#### Task
Go through the lines below. Copy those with "this".
— START —
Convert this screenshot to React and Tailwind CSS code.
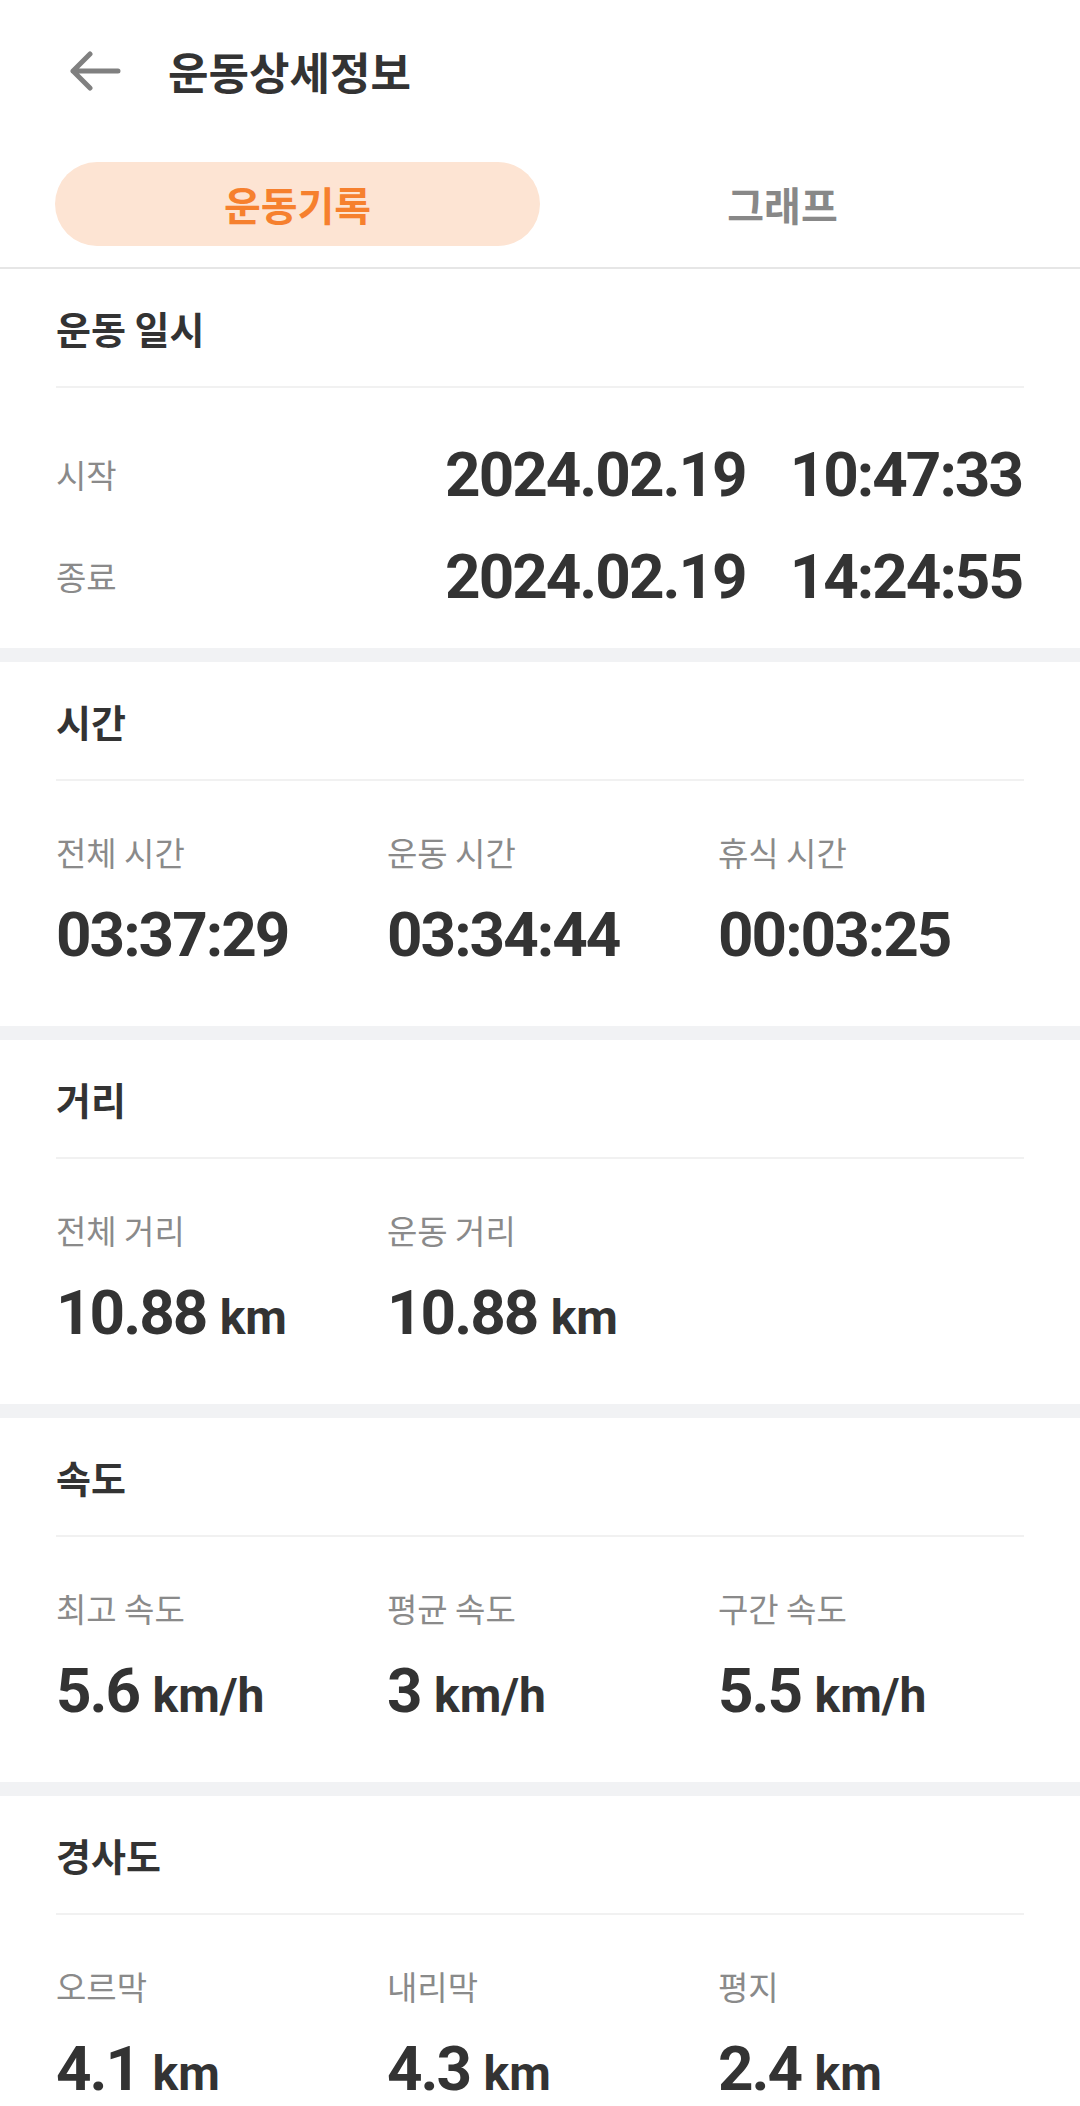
const sections = [
  {
    title: "시간",
    items: [
      { label: "전체 시간", value: "03:37:29" },
      { label: "운동 시간", value: "03:34:44" },
      { label: "휴식 시간", value: "00:03:25" },
    ],
  },
  {
    title: "거리",
    items: [
      { label: "전체 거리", value: "10.88", unit: "km" },
      { label: "운동 거리", value: "10.88", unit: "km" },
    ],
  },
  {
    title: "속도",
    items: [
      { label: "최고 속도", value: "5.6", unit: "km/h" },
      { label: "평균 속도", value: "3", unit: "km/h" },
      { label: "구간 속도", value: "5.5", unit: "km/h" },
    ],
  },
  {
    title: "경사도",
    items: [
      { label: "오르막", value: "4.1", unit: "km" },
      { label: "내리막", value: "4.3", unit: "km" },
      { label: "평지", value: "2.4", unit: "km" },
    ],
  },
];

function SectionTitle({ children }) {
  return (
    <div className="flex h-[119px] items-center border-b-2 border-[#f1f1f1]">
      <h2 className="text-[38px] font-semibold leading-none text-[#333333]">{children}</h2>
    </div>
  );
}

function Num({ value, unit }) {
  return (
    <span className="font-['Roboto',sans-serif] text-[62px] font-bold leading-[64px] tracking-[-2px] text-[#333333]">
      {value}
      {unit && (
        <>
          {" "}
          <span className="text-[48px] tracking-normal">{unit}</span>
        </>
      )}
    </span>
  );
}

function StatSection({ title, items }) {
  return (
    <section className="h-[364px] overflow-hidden bg-white px-[56px]">
      <SectionTitle>{title}</SectionTitle>
      <div className="grid grid-cols-[331px_331px_1fr] pt-[51px]">
        {items.map((it) => (
          <div key={it.label} className="flex flex-col">
            <span className="h-[40px] text-[33px] leading-[40px] text-[#8a8a8a]">{it.label}</span>
            <div className="mt-[25px] h-[64px] whitespace-nowrap text-[62px] leading-[64px]">
              <Num value={it.value} unit={it.unit} />
            </div>
          </div>
        ))}
      </div>
    </section>
  );
}

export default function App() {
  return (
    <div className="min-h-screen bg-white font-['Noto_Sans_CJK_KR',sans-serif]">
      <header className="flex h-[142px] items-center pl-[69px]">
        <svg width="52" height="40" viewBox="0 0 52 40" fill="none" stroke="#808080" strokeWidth="5" strokeLinecap="round" strokeLinejoin="round">
          <path d="M49 20H4M21 3L4 20l17 17" />
        </svg>
        <h1 className="ml-[47px] text-[44px] font-semibold leading-none text-[#333333]">운동상세정보</h1>
      </header>

      <div className="grid grid-cols-2 border-b-2 border-[#e6e6e6] px-[55px] pb-[21px] pt-[20px]">
        <button className="flex h-[84px] items-center justify-center rounded-full bg-[#fde4d3] text-[40px] font-semibold text-[#f6802e]">
          운동기록
        </button>
        <button className="flex h-[84px] items-center justify-center text-[40px] font-semibold text-[#888888]">
          그래프
        </button>
      </div>

      <section className="h-[379px] bg-white px-[56px]">
        <SectionTitle>운동 일시</SectionTitle>
        <div className="flex flex-col gap-[32px] pt-[52px]">
          {[
            ["시작", "2024.02.19", "10:47:33"],
            ["종료", "2024.02.19", "14:24:55"],
          ].map(([label, date, time]) => (
            <div key={label} className="flex h-[70px] items-center justify-between">
              <span className="text-[33px] text-[#8a8a8a]">{label}</span>
              <div className="flex gap-[44px] pr-[2px]">
                <Num value={date} />
                <Num value={time} />
              </div>
            </div>
          ))}
        </div>
      </section>

      {sections.map((s) => (
        <div key={s.title}>
          <div className="h-[14px] bg-[#f1f2f4]" />
          <StatSection title={s.title} items={s.items} />
        </div>
      ))}
    </div>
  );
}
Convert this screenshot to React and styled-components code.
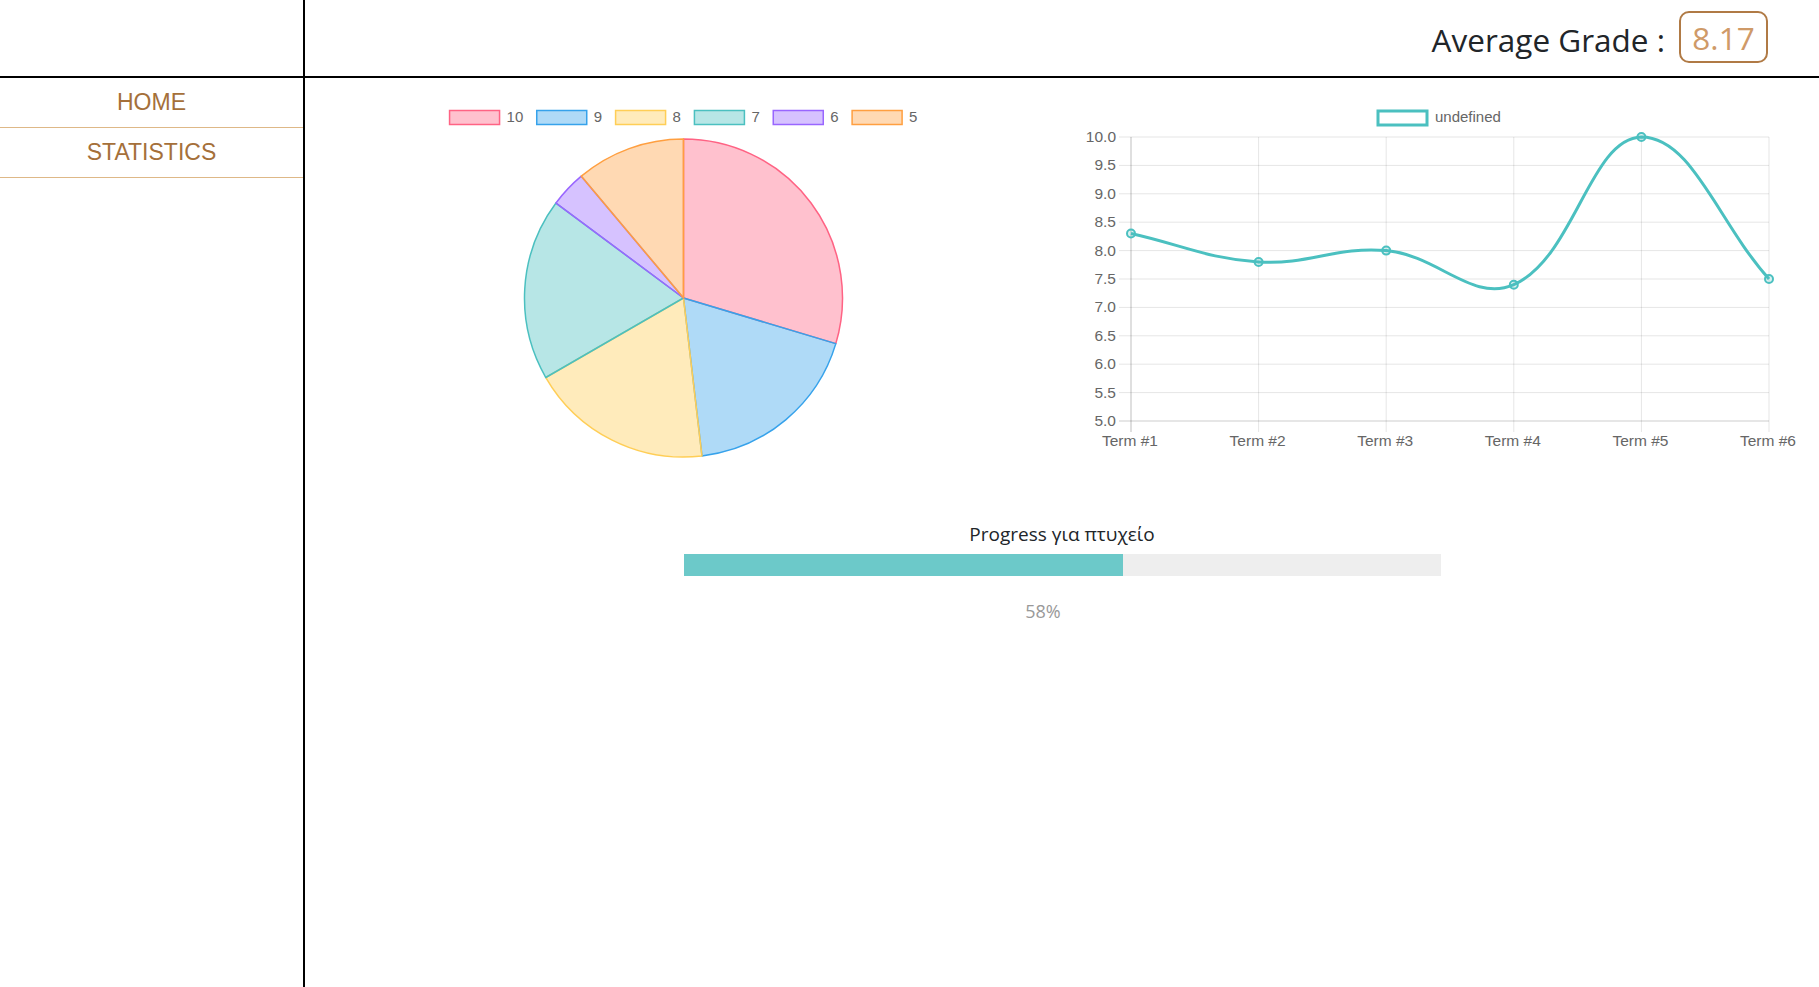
import React from "react";
import styled, { createGlobalStyle } from "styled-components";

const GlobalStyle = createGlobalStyle`
  html, body {
    margin: 0;
    padding: 0;
    background: #fff;
    font-family: "Open Sans", "Noto Sans", sans-serif;
    color: #212529;
  }
`;

const Page = styled.div`
  display: flex;
  min-height: 100vh;
`;

const Sidebar = styled.aside`
  width: 303px;
  flex-shrink: 0;
  border-right: 2px solid #000;
  display: flex;
  flex-direction: column;
`;

const SideTop = styled.div`
  height: 76px;
  border-bottom: 2px solid #000;
`;

const NavItem = styled.a`
  display: flex;
  align-items: center;
  justify-content: center;
  height: 49px;
  border-bottom: 1px solid #deb887;
  font-family: "Liberation Sans", Arial, sans-serif;
  font-size: 23px;
  color: #a5703a;
  text-decoration: none;
  cursor: pointer;
`;

const Main = styled.div`
  flex: 1;
  display: flex;
  flex-direction: column;
`;

const Header = styled.header`
  height: 76px;
  border-bottom: 2px solid #000;
  display: flex;
  align-items: center;
  justify-content: flex-end;
  gap: 14px;
  padding-right: 51px;
`;

const GradeLabel = styled.span`
  font-size: 31.5px;
  color: #212529;
  margin-top: 2px;
`;

const GradeBox = styled.span`
  display: flex;
  align-items: center;
  justify-content: center;
  box-sizing: border-box;
  width: 89px;
  height: 52px;
  margin-top: -2px;
  border: 2px solid #b07a45;
  border-radius: 10px;
  font-size: 31.5px;
  color: #cf9a68;
`;

const ChartsRow = styled.section`
  display: grid;
  grid-template-columns: 1fr 1fr;
`;

const ChartSvg = styled.svg`
  display: block;
  width: 100%;
  height: 400px;
  font-family: "Liberation Sans", Arial, sans-serif;
`;

const ProgressBlock = styled.section`
  display: flex;
  flex-direction: column;
  align-items: center;
  margin-top: 44px;
`;

const ProgressTitle = styled.div`
  font-size: 19px;
  line-height: 24px;
  color: #212529;
`;

const Track = styled.div`
  width: 50%;
  height: 22px;
  margin-top: 8px;
  background: #eeeeee;
`;

const Fill = styled.div`
  height: 100%;
  background: #6cc9c9;
`;

const Percent = styled.div`
  margin-top: 23px;
  margin-right: 38px;
  font-size: 18px;
  line-height: 24px;
  color: #999;
`;

const W = 757;

const pieData = [
  { label: "10", value: 8, color: "255,99,132" },
  { label: "9", value: 5, color: "54,162,235" },
  { label: "8", value: 5, color: "255,206,86" },
  { label: "7", value: 5, color: "75,192,192" },
  { label: "6", value: 1, color: "153,102,255" },
  { label: "5", value: 3, color: "255,159,64" },
];

function PieChart() {
  const cx = W / 2;
  const cy = 220;
  const r = 159;
  const total = pieData.reduce((s, d) => s + d.value, 0);
  let angle = -Math.PI / 2;
  const slices = pieData.map((d) => {
    const a0 = angle;
    const a1 = angle + (d.value / total) * Math.PI * 2;
    angle = a1;
    const x0 = cx + r * Math.cos(a0);
    const y0 = cy + r * Math.sin(a0);
    const x1 = cx + r * Math.cos(a1);
    const y1 = cy + r * Math.sin(a1);
    const large = a1 - a0 > Math.PI ? 1 : 0;
    return { ...d, path: `M${cx},${cy} L${x0},${y0} A${r},${r} 0 ${large} 1 ${x1},${y1} Z` };
  });

  // legend items: box 50 wide, 7 gap, text, 13.5 spacing
  const charW = (t) => t.length * 8.34;
  const items = pieData.map((d) => 50 + 7 + charW(d.label));
  const legendW = items.reduce((s, w) => s + w, 0) + 13.5 * (items.length - 1);
  let lx = cx - legendW / 2;

  return (
    <ChartSvg viewBox={`0 0 ${W} 400`}>
      {pieData.map((d, i) => {
        const x = lx;
        lx += items[i] + 13.5;
        return (
          <g key={d.label}>
            <rect x={x} y={32.5} width={50} height={14} fill={`rgba(${d.color},0.4)`} stroke={`rgb(${d.color})`} strokeWidth={1.5} />
            <text x={x + 57} y={40} fontSize={15} fill="#666" dominantBaseline="middle">{d.label}</text>
          </g>
        );
      })}
      {slices.map((s) => (
        <path key={s.label} d={s.path} fill={`rgba(${s.color},0.4)`} stroke={`rgb(${s.color})`} strokeWidth={1.5} strokeLinejoin="round" />
      ))}
    </ChartSvg>
  );
}

const lineValues = [8.3, 7.8, 8.0, 7.4, 10.0, 7.5];

function LineChart() {
  const left = 69;
  const right = 707;
  const top = 59;
  const bottom = 343;
  const step = (right - left) / (lineValues.length - 1);
  const yOf = (v) => top + ((10 - v) / 5) * (bottom - top);
  const pts = lineValues.map((v, i) => ({ x: left + i * step, y: yOf(v) }));

  // bezier control points like chart.js (tension 0.4), kept inside the chart area
  const t = 0.4;
  const clampX = (x) => Math.min(right, Math.max(left, x));
  const clampY = (y) => Math.min(bottom, Math.max(top, y));
  const ctrl = pts.map((p, i) => {
    const prev = pts[i - 1] || p;
    const next = pts[i + 1] || p;
    const d01 = Math.hypot(p.x - prev.x, p.y - prev.y);
    const d12 = Math.hypot(next.x - p.x, next.y - p.y);
    const s01 = d01 + d12 ? d01 / (d01 + d12) : 0;
    const s12 = d01 + d12 ? d12 / (d01 + d12) : 0;
    const fa = t * s01;
    const fb = t * s12;
    return {
      px: clampX(p.x - fa * (next.x - prev.x)),
      py: clampY(p.y - fa * (next.y - prev.y)),
      nx: clampX(p.x + fb * (next.x - prev.x)),
      ny: clampY(p.y + fb * (next.y - prev.y)),
    };
  });
  let d = `M${pts[0].x},${pts[0].y}`;
  for (let i = 1; i < pts.length; i++) {
    d += ` C${ctrl[i - 1].nx},${ctrl[i - 1].ny} ${ctrl[i].px},${ctrl[i].py} ${pts[i].x},${pts[i].y}`;
  }

  const yTicks = [];
  for (let v = 10; v >= 5; v -= 0.5) yTicks.push(v);

  return (
    <ChartSvg viewBox={`0 0 ${W} 400`}>
      <rect x={316} y={33} width={49} height={14} fill="#fff" stroke="rgb(75,192,192)" strokeWidth={3} />
      <text x={373} y={40} fontSize={15} fill="#666" dominantBaseline="middle">undefined</text>

      {yTicks.map((v) => (
        <g key={v}>
          <line x1={left - 12} x2={right} y1={yOf(v)} y2={yOf(v)} stroke={v === 5 ? "rgba(0,0,0,0.2)" : "rgba(0,0,0,0.1)"} strokeWidth={1} />
          <text x={left - 15} y={yOf(v) + 1} fontSize={15.5} fill="#666" textAnchor="end" dominantBaseline="middle">{v.toFixed(1)}</text>
        </g>
      ))}
      {pts.map((p, i) => (
        <g key={i}>
          <line x1={p.x} x2={p.x} y1={top} y2={bottom + 11} stroke={i === 0 ? "rgba(0,0,0,0.25)" : "rgba(0,0,0,0.1)"} strokeWidth={1} />
          <text x={p.x - 1} y={364} fontSize={15.5} fill="#666" textAnchor="middle" dominantBaseline="middle">{`Term #${i + 1}`}</text>
        </g>
      ))}

      <path d={d} fill="none" stroke="rgb(75,192,192)" strokeWidth={3} />
      {pts.map((p, i) => (
        <circle key={i} cx={p.x} cy={p.y} r={4} fill="rgba(75,192,192,0.2)" stroke="rgb(75,192,192)" strokeWidth={2} />
      ))}
    </ChartSvg>
  );
}

export default function App() {
  const progress = 58;
  return (
    <>
      <GlobalStyle />
      <Page>
        <Sidebar>
          <SideTop />
          <NavItem>HOME</NavItem>
          <NavItem>STATISTICS</NavItem>
        </Sidebar>
        <Main>
          <Header>
            <GradeLabel>Average Grade :</GradeLabel>
            <GradeBox>8.17</GradeBox>
          </Header>
          <ChartsRow>
            <PieChart />
            <LineChart />
          </ChartsRow>
          <ProgressBlock>
            <ProgressTitle>Progress για πτυχείο</ProgressTitle>
            <Track>
              <Fill style={{ width: `${progress}%` }} />
            </Track>
            <Percent>{progress}%</Percent>
          </ProgressBlock>
        </Main>
      </Page>
    </>
  );
}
— END —
#### Expected output
Convert this screenshot to React and Tailwind CSS code.
Convert this screenshot to React and styled-components code.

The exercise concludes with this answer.